The Song Prompt for this weeks was:
Dirty Boulevard, by Lou Reed.


He’d been told that there would be a good life there; that it was like the roads were paved with gold, that there would be plenty for him and his family – well what was left of it, now the war had taken his wife - but it wasn’t true.

He tried real hard to find a way; he worked any job he could get, sometimes up to four, but most of them were shitty, most of them consisted of him having to humiliate himself some how. And he tried hard not to give in to the darker side of life, but it was there for the taking, offering up pretty much as much cash as he wanted if he was prepared to stoop so low.

He thought about it, considered it, and spoke to his children about it. They looked at him and listened to him tell them how much difference it could make to their lives, how much it could give them; the opportunity of college, the opportunity of a good life, a proper home, not just some ramshackle broken down apartment, somewhere safe where they wouldn’t be surrounded by shootings, drugs, and violence.

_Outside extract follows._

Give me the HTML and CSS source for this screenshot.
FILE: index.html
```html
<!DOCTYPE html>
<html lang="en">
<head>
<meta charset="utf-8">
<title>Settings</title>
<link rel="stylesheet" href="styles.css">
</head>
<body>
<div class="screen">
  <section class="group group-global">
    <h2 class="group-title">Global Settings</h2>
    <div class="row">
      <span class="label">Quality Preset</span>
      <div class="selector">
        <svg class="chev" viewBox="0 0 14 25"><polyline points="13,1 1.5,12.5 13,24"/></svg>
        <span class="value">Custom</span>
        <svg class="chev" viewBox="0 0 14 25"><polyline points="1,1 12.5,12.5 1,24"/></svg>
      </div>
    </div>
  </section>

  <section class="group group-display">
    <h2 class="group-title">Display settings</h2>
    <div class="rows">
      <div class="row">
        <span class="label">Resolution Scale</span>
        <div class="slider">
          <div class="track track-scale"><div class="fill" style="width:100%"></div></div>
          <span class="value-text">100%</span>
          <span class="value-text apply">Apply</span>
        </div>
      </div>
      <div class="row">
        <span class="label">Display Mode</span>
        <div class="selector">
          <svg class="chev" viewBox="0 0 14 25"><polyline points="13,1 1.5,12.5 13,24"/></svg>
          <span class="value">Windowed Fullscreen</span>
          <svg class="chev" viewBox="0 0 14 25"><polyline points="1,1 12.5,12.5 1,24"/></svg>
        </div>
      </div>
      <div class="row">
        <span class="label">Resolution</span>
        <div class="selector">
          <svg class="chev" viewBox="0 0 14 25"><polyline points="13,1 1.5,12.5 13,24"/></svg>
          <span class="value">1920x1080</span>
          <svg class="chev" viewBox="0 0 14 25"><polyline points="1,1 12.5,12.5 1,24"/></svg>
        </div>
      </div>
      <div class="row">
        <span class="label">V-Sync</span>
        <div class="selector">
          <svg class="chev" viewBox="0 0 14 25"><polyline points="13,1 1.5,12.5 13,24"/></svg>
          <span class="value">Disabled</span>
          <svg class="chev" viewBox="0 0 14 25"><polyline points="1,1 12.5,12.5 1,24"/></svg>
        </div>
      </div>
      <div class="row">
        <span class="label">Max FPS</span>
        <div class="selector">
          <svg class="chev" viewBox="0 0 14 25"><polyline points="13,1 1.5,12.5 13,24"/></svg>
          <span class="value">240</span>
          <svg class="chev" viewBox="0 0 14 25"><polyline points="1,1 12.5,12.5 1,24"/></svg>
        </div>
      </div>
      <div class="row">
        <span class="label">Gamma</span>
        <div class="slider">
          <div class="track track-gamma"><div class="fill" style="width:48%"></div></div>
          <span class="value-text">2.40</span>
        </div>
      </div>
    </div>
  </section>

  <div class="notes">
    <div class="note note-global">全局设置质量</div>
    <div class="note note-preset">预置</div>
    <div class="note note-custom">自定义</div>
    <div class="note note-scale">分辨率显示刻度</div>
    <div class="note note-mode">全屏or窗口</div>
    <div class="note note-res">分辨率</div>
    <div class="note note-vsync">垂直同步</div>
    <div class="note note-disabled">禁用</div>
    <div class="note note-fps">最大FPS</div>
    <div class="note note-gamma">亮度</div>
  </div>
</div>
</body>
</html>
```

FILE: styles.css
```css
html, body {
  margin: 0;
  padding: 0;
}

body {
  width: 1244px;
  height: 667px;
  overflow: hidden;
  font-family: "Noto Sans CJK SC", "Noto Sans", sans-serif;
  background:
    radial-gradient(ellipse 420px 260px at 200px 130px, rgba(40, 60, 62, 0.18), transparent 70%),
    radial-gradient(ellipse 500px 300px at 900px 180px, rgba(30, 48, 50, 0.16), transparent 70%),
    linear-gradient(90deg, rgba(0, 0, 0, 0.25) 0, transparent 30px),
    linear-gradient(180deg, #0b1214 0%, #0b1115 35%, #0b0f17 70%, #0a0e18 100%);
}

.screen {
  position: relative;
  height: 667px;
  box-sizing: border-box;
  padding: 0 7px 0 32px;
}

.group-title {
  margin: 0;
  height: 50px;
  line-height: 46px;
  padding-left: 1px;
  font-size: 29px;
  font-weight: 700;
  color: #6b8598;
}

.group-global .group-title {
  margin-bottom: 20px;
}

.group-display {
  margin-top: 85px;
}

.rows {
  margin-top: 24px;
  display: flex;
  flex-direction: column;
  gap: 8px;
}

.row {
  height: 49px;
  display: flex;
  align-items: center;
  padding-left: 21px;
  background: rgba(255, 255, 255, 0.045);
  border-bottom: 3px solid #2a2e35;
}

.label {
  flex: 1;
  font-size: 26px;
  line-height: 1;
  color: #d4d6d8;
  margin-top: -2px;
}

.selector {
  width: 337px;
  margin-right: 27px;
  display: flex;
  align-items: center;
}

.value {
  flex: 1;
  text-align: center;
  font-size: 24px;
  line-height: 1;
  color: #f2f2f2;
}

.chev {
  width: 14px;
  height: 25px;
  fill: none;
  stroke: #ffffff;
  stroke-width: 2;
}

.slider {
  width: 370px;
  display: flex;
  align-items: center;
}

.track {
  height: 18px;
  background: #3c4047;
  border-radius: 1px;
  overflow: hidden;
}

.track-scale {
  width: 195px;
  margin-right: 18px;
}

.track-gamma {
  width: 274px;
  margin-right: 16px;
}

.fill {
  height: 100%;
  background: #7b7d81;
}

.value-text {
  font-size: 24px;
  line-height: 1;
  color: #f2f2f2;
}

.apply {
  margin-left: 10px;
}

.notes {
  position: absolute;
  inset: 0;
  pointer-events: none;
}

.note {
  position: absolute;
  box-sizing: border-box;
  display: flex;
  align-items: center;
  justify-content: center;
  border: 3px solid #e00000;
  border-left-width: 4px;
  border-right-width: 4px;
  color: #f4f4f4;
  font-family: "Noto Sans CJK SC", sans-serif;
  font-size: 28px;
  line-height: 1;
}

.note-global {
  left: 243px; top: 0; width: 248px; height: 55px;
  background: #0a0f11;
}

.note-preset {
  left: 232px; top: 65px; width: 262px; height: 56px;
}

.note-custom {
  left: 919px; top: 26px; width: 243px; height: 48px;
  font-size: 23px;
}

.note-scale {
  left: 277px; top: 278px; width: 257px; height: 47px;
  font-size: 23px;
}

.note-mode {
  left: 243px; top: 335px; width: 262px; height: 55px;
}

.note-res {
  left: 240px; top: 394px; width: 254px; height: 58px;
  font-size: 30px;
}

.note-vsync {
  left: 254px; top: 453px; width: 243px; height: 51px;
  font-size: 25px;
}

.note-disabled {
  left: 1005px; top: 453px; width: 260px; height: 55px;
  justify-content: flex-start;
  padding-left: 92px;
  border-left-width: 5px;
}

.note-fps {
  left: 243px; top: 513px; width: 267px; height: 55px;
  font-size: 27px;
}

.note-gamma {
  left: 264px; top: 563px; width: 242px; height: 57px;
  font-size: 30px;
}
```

They looked unsure at him, especially his son. He was just coming into teenage and the school wasn’t working for him, not when it was busy fighting the attitude of all the other kids in the area. But he looked at his younger sister and thought about how tender she was, and wondered how his father could ask her, or why he would. But she smiled up at her dad and said she’d do anything for him, so there was no argument. He promised her it wouldn’t be for long, that it would be okay and that he would be there to protect her.

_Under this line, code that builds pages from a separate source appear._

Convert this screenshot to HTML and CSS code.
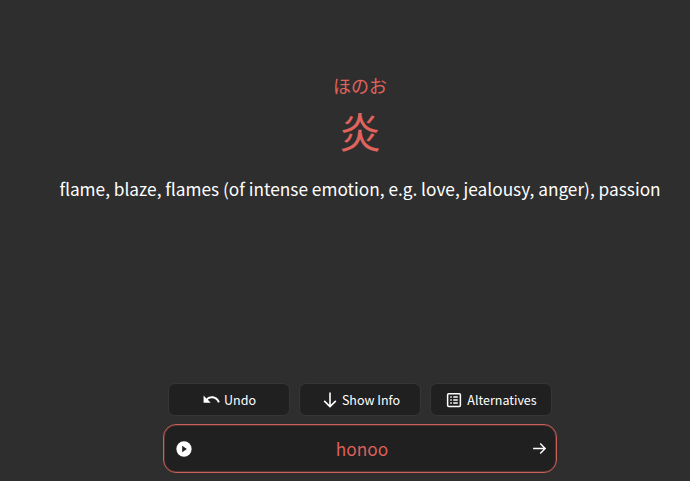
FILE: index.html
```html
<!DOCTYPE html>
<html lang="en">
<head>
  <meta charset="UTF-8" />
  <meta name="viewport" content="width=device-width, initial-scale=1.0">
  <title>Review</title>
  <link rel="stylesheet" href="styles.css">
</head>
<body>

  <main class="card">
    <div class="reading" lang="ja">ほのお</div>
    <div class="kanji" lang="ja">炎</div>
    <div class="meaning">flame, blaze, flames (of intense emotion, e.g. love, jealousy, anger), passion</div>
  </main>

  <div class="actions">
    <button class="action undo">
      <svg viewBox="0 0 24 24" class="icon"><path d="M12.5 8c-2.65 0-5.05 1-6.9 2.6L2 7v9h9l-3.62-3.62c1.39-1.16 3.16-1.88 5.12-1.88 3.54 0 6.55 2.31 7.6 5.5l2.37-.78C21.08 11.03 17.15 8 12.5 8z" fill="currentColor"/></svg>
      Undo
    </button>
    <button class="action info">
      <svg viewBox="0 0 24 24" class="icon"><path d="M12 3v17M5 13l7 7 7-7" fill="none" stroke="currentColor" stroke-width="1.9"/></svg>
      Show Info
    </button>
    <button class="action alt">
      <svg viewBox="0 0 24 24" class="icon"><rect x="3.5" y="3.5" width="17" height="17" rx="1.5" fill="none" stroke="currentColor" stroke-width="2"/><path d="M7 8h2M11 8h6M7 12h2M11 12h6M7 16h2M11 16h6" stroke="currentColor" stroke-width="1.8"/></svg>
      Alternatives
    </button>
  </div>

  <div class="answer">
    <svg viewBox="0 0 20 20" class="play"><circle cx="10" cy="10" r="8.5" fill="#fff"/><path d="M8 6.5l5.2 3.5L8 13.5z" fill="#202020"/></svg>
    <span class="answer-text">honoo</span>
    <svg viewBox="0 0 24 24" class="next"><path d="M3 12h17M13 5l7 7-7 7" fill="none" stroke="currentColor" stroke-width="2"/></svg>
  </div>

</body>
</html>
```

FILE: styles.css
```css
* {
  box-sizing: border-box;
}

body {
  margin: 0;
  height: 100vh;
  overflow: hidden;
  padding-left: 30px;
  display: flex;
  flex-direction: column;
  align-items: center;
  font-family: "Noto Sans CJK JP", "Noto Sans", sans-serif;
  background: #2e2e2e;
  color: #fff;
}

.card {
  flex: 1;
  width: 100%;
  padding-top: 71px;
  text-align: center;
}

.reading {
  font-size: 18px;
  line-height: 28px;
  color: #e0635c;
}

.kanji {
  font-size: 42px;
  line-height: 60px;
  margin-top: 1px;
  color: #e0635c;
}

.meaning {
  font-size: 17.25px;
  line-height: 28px;
  margin-top: 15px;
}

.actions {
  display: flex;
  gap: 9px;
  margin-bottom: 8px;
}

.action {
  width: 122px;
  height: 33px;
  display: flex;
  align-items: center;
  justify-content: center;
  gap: 4px;
  font: inherit;
  font-size: 12.5px;
  color: #fff;
  background: #202020;
  border: 1px solid #363636;
  border-radius: 7px;
}

.icon {
  width: 18px;
  height: 18px;
}

.undo {
  gap: 3px;
}

.undo .icon {
  width: 19px;
  height: 19px;
}

.info {
  gap: 2px;
}

.info .icon {
  width: 20px;
  height: 20px;
}

.answer {
  width: 394px;
  height: 49px;
  margin-bottom: 8px;
  padding: 0 8px 0 11px;
  display: flex;
  align-items: center;
  background: #202020;
  border: 1px solid #c9605a;
  border-radius: 13px;
  box-shadow: inset 0 0 0 1px rgba(201, 96, 90, 0.3);
}

.play {
  width: 18px;
  height: 18px;
}

.answer-text {
  flex: 1;
  text-align: center;
  font-size: 17.25px;
  color: #dc615a;
}

.next {
  width: 17px;
  height: 17px;
  color: #fff;
}
```
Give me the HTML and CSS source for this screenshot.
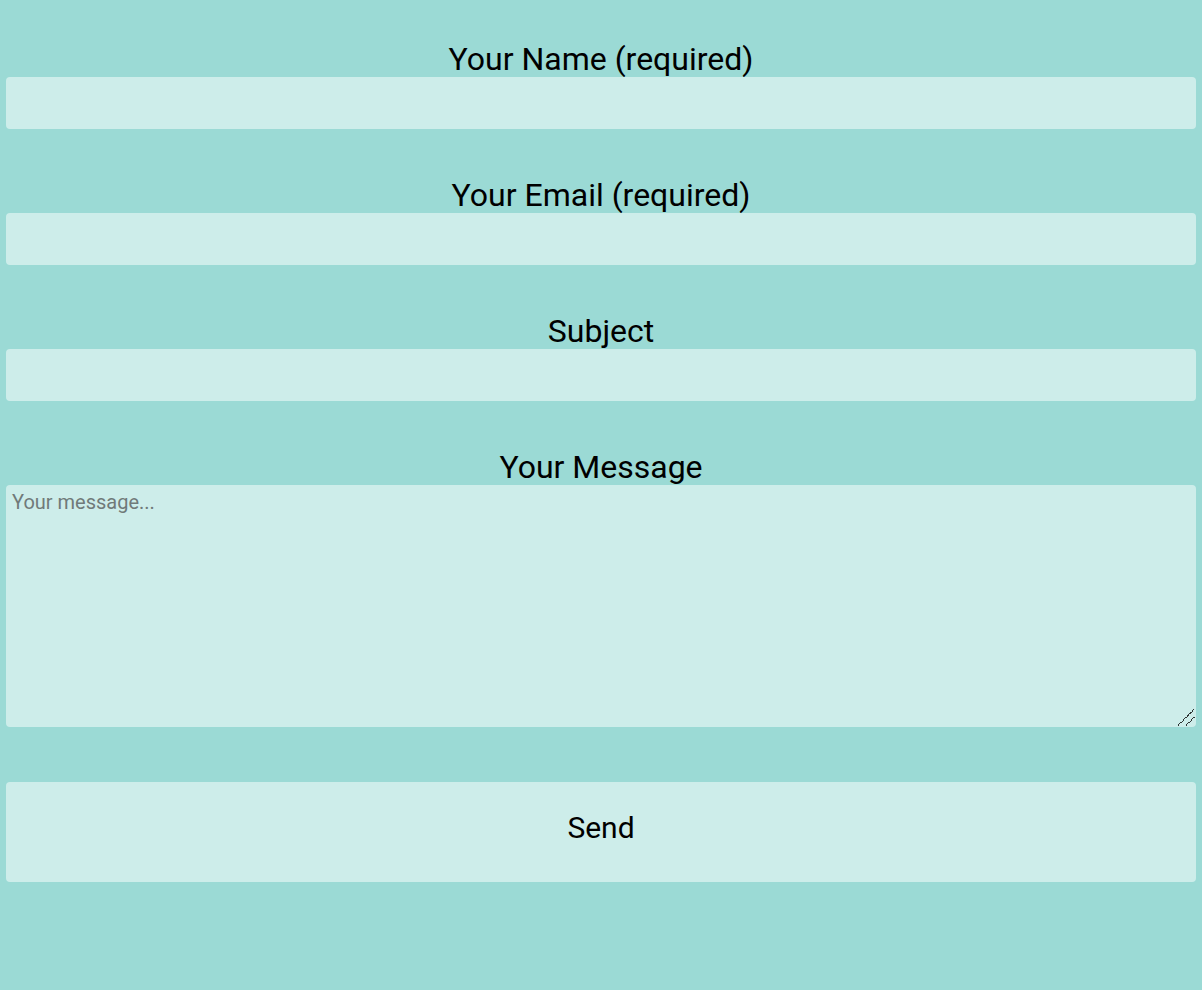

And he tried hard to be, but he wasn’t a fighter, never had been, which was why he’d left his country in the first place. So he ended up in the hospital, along with his beautiful little girl too – who wouldn’t be quite so beautiful anymore thanks to the switchblade the guy was carrying, and having thrown all his money at the man he couldn’t cover what was needed to try and make it right.

So it was on his son, who faired better, and was able to hold his own and dictate his own terms. And for a while he thought they would be okay, that in just another six months they could get out of here and find a better place, and repair the damage he’d done. But he hadn’t bargained on the depravity of the people, the crude desire to hurt another, particularly a young boy, who, by the time they’d finished with him, would never walk again, dependant on a catheter for both ends.

He sat there in his scant kitchen with his head in his hands, staring out of the window, wondering how he got here, how he’d been reduced to someone who would abuse his children in this way, and then he caught sight of it on a billboard poster across the street and started laughing; the very image that had inspired him, and given him hope, making him believe in a better life, in freedom.

When his children joined him looking puzzled he could only point at it, unable to speak through the laughter, but their confused looks remained as they wondered why a picture of the Statue of Liberty was so funny.